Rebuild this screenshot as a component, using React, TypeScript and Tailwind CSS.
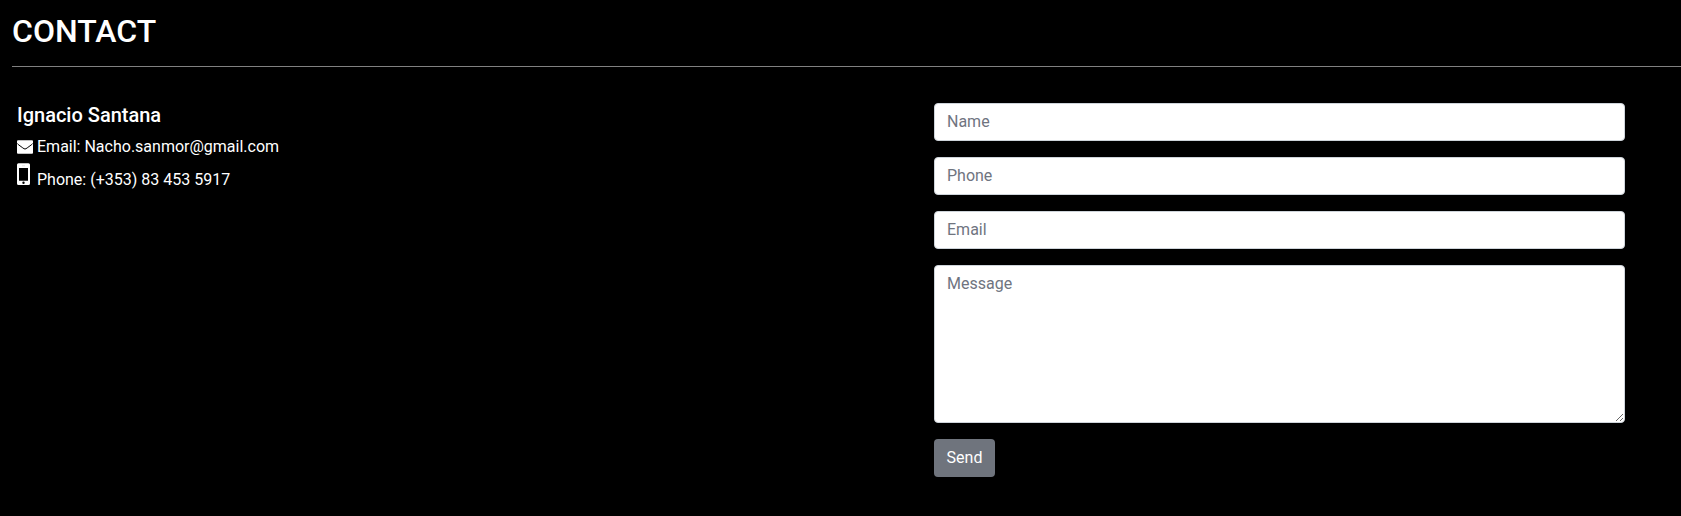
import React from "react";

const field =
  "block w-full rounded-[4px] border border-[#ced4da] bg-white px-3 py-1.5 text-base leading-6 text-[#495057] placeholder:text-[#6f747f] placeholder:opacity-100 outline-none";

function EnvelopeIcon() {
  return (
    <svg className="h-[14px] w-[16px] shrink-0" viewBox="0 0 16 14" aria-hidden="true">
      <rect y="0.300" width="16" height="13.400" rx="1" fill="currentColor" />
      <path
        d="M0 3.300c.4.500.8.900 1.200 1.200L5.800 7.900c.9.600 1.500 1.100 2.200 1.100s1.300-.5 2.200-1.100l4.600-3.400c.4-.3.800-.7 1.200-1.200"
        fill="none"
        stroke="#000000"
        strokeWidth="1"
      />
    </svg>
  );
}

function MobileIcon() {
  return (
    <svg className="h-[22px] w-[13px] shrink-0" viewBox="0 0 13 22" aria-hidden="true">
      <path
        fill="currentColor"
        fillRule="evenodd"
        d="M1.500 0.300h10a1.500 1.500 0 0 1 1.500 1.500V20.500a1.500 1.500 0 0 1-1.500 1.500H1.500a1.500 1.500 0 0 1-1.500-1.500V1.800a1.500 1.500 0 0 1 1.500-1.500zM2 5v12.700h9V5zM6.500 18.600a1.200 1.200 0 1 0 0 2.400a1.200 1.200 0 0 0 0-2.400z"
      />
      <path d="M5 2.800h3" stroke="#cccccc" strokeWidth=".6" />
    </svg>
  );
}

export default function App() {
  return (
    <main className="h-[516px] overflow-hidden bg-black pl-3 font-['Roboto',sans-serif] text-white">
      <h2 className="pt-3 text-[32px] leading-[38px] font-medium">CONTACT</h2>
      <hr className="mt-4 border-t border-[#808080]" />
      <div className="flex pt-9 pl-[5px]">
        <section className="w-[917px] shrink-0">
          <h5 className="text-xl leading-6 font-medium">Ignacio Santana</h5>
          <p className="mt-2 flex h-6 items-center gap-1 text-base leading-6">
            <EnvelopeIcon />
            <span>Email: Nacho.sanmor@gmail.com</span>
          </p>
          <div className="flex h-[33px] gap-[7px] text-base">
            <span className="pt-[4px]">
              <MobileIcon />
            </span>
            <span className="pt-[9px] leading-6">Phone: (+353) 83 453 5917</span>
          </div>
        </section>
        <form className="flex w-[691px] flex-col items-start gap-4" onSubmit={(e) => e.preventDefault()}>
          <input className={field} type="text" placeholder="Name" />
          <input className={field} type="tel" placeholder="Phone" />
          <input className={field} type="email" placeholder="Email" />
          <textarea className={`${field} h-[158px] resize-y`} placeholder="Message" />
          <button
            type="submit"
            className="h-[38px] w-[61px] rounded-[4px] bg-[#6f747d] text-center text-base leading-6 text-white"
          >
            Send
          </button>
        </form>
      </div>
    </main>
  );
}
+ + + +
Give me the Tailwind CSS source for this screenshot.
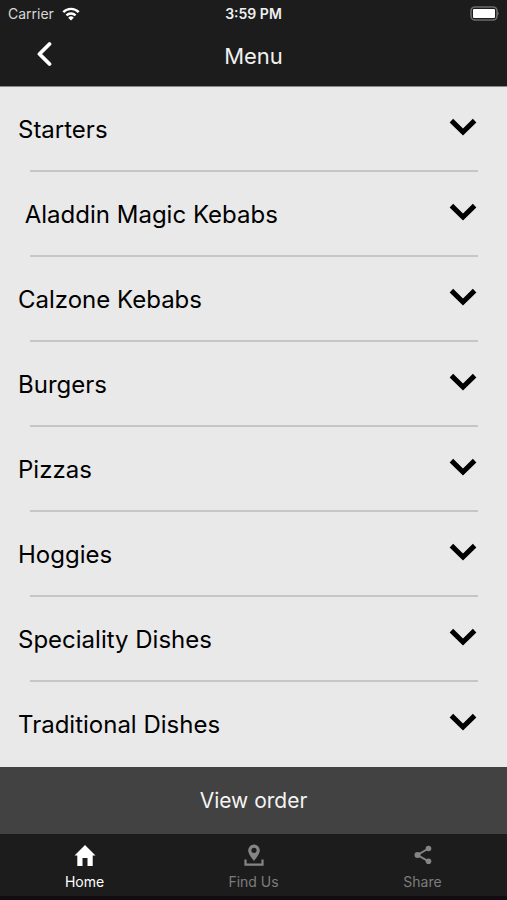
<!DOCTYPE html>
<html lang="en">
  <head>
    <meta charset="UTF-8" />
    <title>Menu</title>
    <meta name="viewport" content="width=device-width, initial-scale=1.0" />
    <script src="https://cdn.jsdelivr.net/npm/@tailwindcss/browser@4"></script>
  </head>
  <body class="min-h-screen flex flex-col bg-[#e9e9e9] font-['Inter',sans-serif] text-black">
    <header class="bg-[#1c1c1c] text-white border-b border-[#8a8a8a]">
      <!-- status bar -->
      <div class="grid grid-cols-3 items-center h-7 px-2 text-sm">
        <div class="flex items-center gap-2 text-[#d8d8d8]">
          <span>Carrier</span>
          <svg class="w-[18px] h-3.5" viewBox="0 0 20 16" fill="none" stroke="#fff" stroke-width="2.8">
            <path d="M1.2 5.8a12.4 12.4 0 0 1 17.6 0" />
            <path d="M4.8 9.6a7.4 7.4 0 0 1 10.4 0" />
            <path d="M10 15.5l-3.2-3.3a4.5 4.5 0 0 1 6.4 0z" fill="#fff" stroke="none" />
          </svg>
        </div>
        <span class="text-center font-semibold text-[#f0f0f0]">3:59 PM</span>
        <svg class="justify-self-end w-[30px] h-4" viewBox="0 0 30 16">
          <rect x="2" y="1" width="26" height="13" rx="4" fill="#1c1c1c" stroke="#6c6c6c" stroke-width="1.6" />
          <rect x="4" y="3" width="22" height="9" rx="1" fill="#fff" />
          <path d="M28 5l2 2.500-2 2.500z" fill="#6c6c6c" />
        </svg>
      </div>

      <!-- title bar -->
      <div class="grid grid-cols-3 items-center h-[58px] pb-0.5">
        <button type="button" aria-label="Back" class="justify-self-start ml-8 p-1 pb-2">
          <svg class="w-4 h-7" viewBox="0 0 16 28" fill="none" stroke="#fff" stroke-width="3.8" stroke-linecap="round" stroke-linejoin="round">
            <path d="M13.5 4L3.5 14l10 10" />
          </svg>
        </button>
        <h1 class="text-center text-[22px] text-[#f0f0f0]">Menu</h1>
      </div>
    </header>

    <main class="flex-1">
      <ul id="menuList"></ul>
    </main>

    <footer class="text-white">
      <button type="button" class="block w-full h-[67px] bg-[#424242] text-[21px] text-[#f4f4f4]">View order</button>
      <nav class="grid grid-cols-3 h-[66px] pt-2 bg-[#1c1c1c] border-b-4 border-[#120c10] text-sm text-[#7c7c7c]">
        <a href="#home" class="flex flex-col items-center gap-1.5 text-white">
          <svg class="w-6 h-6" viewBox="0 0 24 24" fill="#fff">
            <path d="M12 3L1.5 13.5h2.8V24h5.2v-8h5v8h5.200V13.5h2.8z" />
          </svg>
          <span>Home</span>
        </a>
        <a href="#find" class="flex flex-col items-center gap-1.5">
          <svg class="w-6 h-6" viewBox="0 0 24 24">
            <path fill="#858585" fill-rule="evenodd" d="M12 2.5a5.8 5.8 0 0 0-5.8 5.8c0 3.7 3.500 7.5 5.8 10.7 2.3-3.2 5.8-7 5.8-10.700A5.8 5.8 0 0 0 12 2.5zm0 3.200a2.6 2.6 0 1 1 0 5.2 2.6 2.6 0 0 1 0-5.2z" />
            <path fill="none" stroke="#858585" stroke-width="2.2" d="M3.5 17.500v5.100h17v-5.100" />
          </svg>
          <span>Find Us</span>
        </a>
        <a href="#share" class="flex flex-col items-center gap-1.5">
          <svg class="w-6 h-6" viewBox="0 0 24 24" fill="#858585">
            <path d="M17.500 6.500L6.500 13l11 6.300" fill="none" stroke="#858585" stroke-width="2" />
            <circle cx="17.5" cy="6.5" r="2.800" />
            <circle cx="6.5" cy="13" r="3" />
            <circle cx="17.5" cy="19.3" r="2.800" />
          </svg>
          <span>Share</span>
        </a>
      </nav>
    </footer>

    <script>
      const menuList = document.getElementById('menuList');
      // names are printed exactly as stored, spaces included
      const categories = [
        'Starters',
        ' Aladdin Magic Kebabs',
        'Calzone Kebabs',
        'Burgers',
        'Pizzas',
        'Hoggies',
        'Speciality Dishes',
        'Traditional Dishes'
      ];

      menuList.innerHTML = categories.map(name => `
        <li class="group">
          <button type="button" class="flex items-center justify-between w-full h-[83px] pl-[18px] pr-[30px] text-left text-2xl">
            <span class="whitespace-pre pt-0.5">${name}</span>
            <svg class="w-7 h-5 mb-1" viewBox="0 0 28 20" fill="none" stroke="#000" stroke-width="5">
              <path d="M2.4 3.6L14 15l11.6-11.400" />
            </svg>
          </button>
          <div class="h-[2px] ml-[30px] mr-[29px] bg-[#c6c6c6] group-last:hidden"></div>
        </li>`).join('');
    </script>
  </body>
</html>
+ + + +
Search the data above for the string "React" and copy each line that has it.

→ OUTPUT BELOW:
Rebuild this screenshot as a component, using React, TypeScript and Tailwind CSS.
import React from "react";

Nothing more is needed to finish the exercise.